Mais ce n’est pas un exercice gagné d’avance si pas voué à l’échec. Malheureusement pour le pouvoir, au cours de l’année 2017, il a démontré qu’il n’était pas un partenaire politique digne de confiance. Les débauchages d’opposants et autres manœuvres se sont avérés être des stratagèmes qui ne lui ont rapporté aucun gain politique, interne comme externe, durable si ce n’est d’affaiblir temporairement l’opposition et de gagner du temps.
Aujourd’hui, sans interlocuteurs, se les étant tous aliénés, il lui sera difficile de capitaliser, à moyen et long terme, sur ce peu de temps gagné.

Pour les opposants, on peut supposer qu’ils sont conscients que l’idée d’un nouveau dialogue avec le pouvoir leur sera politiquement fatal au niveau populaire et ne pourra que davantage les fragiliser. 

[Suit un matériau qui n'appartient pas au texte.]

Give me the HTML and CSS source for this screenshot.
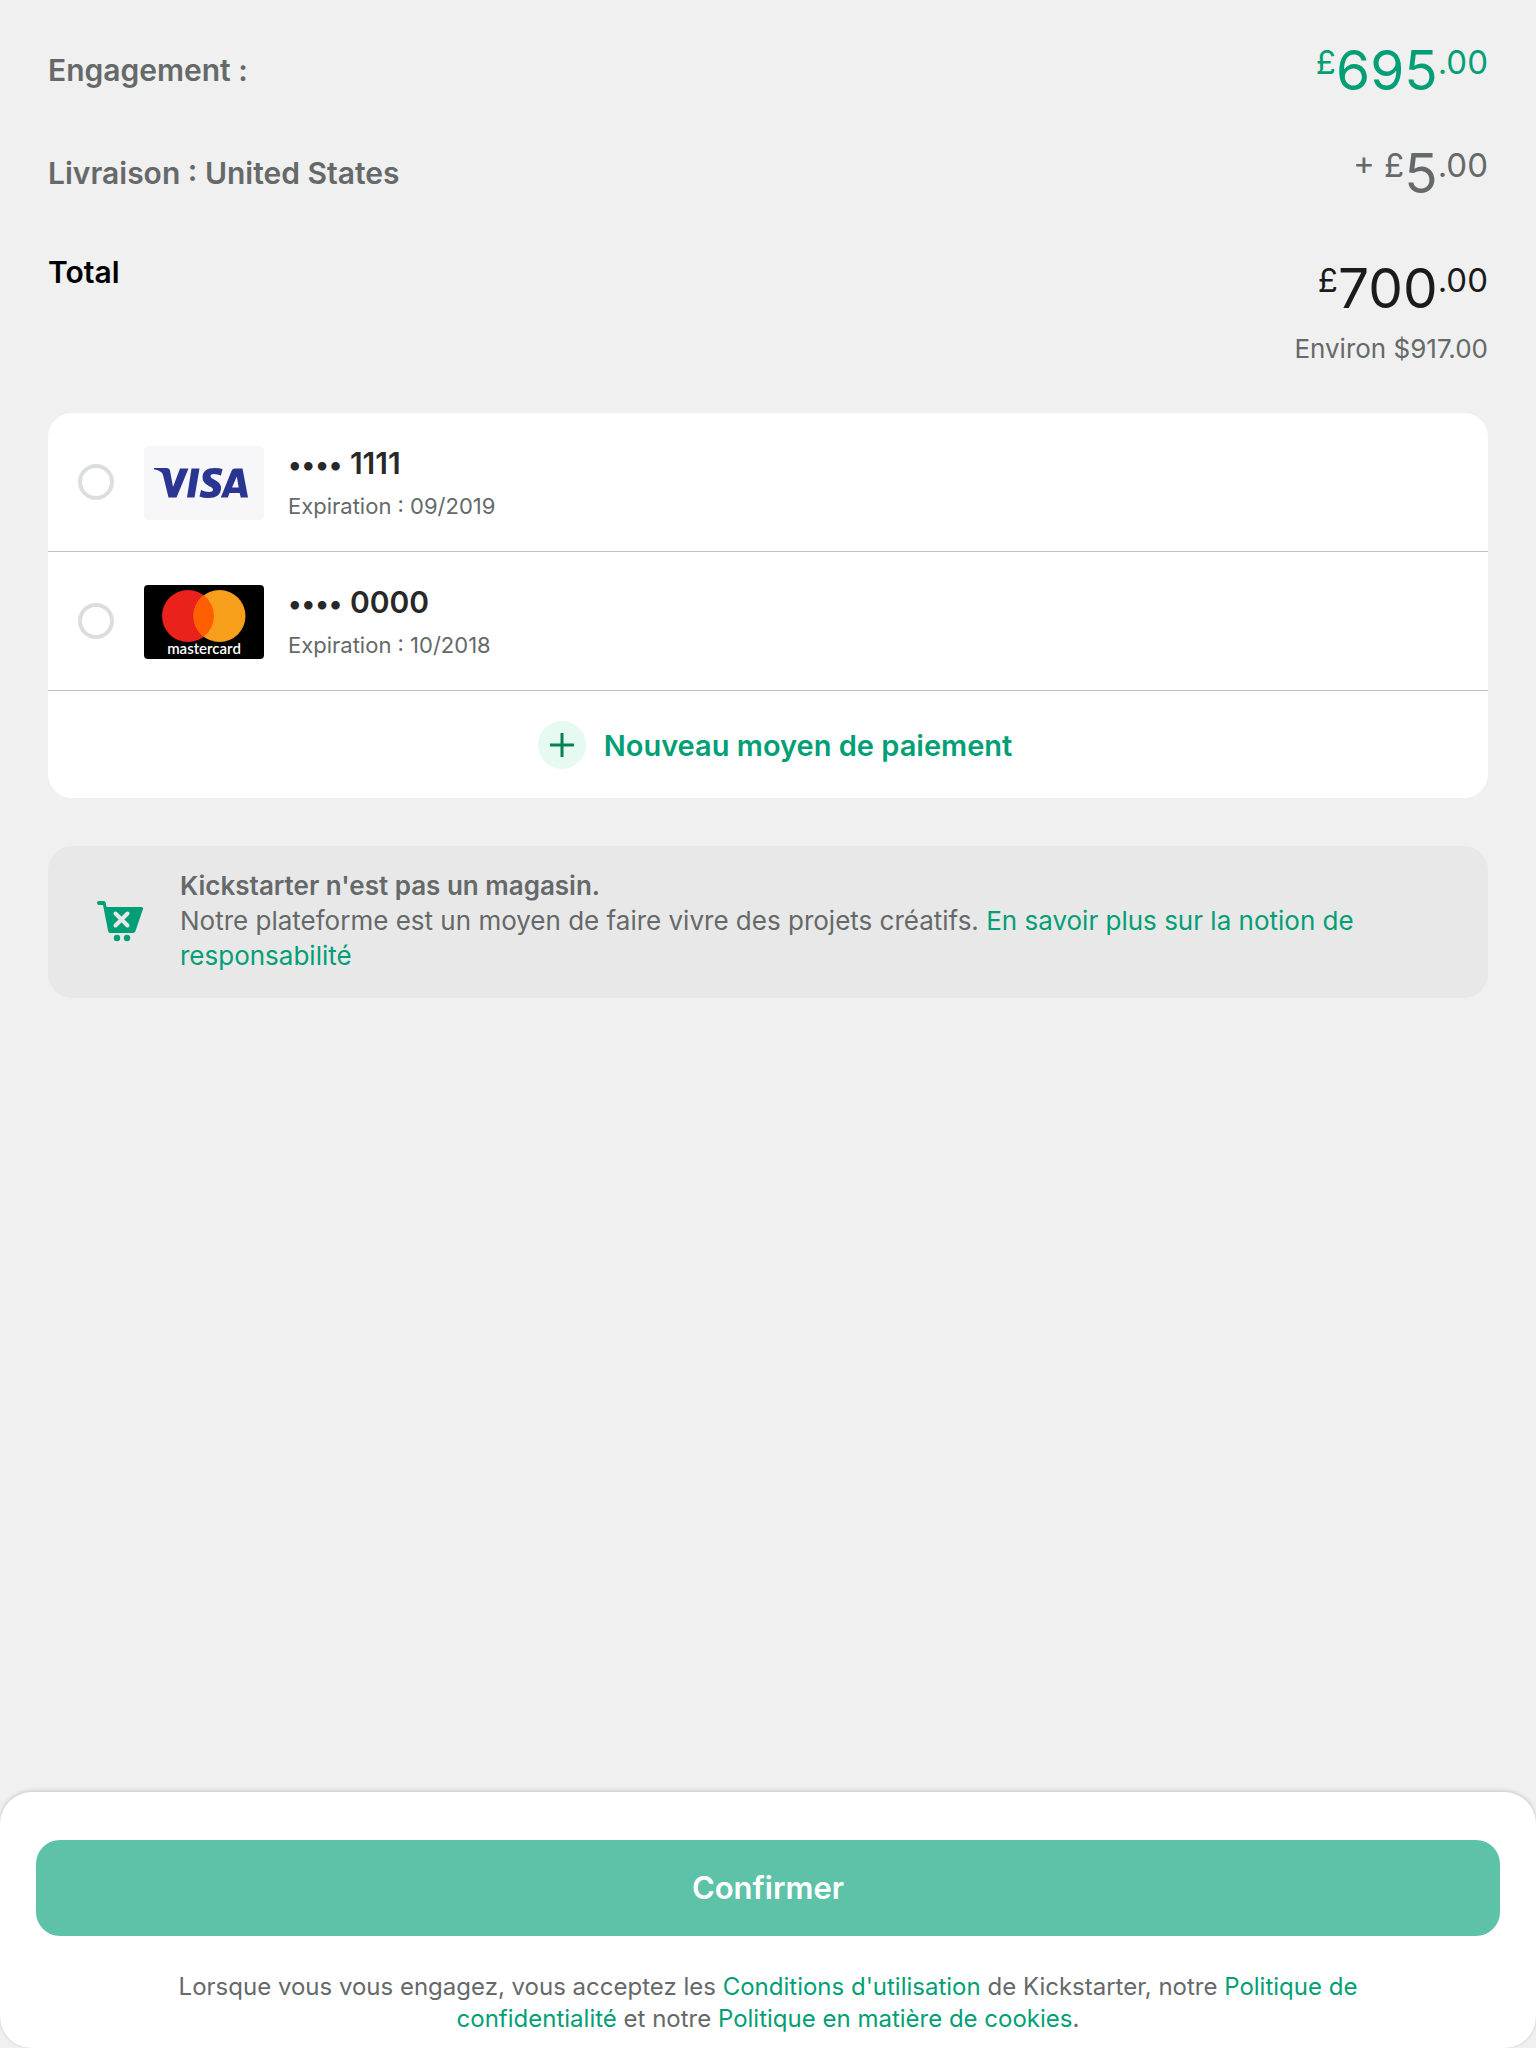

Mais en même en temps ils sont butés à une difficulté majeure, faire partir pacifiquement  Joseph Kabila. Jusque là, les manifestations et autres actions ont été sévèrement réprimées par les forces de sécurité. Les actions pacifiques de désobéissance civile à laquelle invitent Sindika DOKOLO et les signataires du Manifeste du Citoyen Congolais porteront-elles des fruits? Face à une population désabusée et méfiante des hommes politiques, réussir une mobilisation populaire de grande envergure va s'avérer être un tâche ardue. 

Face à toutes ces contraintes, sociales, économiques et politiques, le dernier quadrimestre de 2017 s’annonce plein d’incertitude mais surtout plein de danger.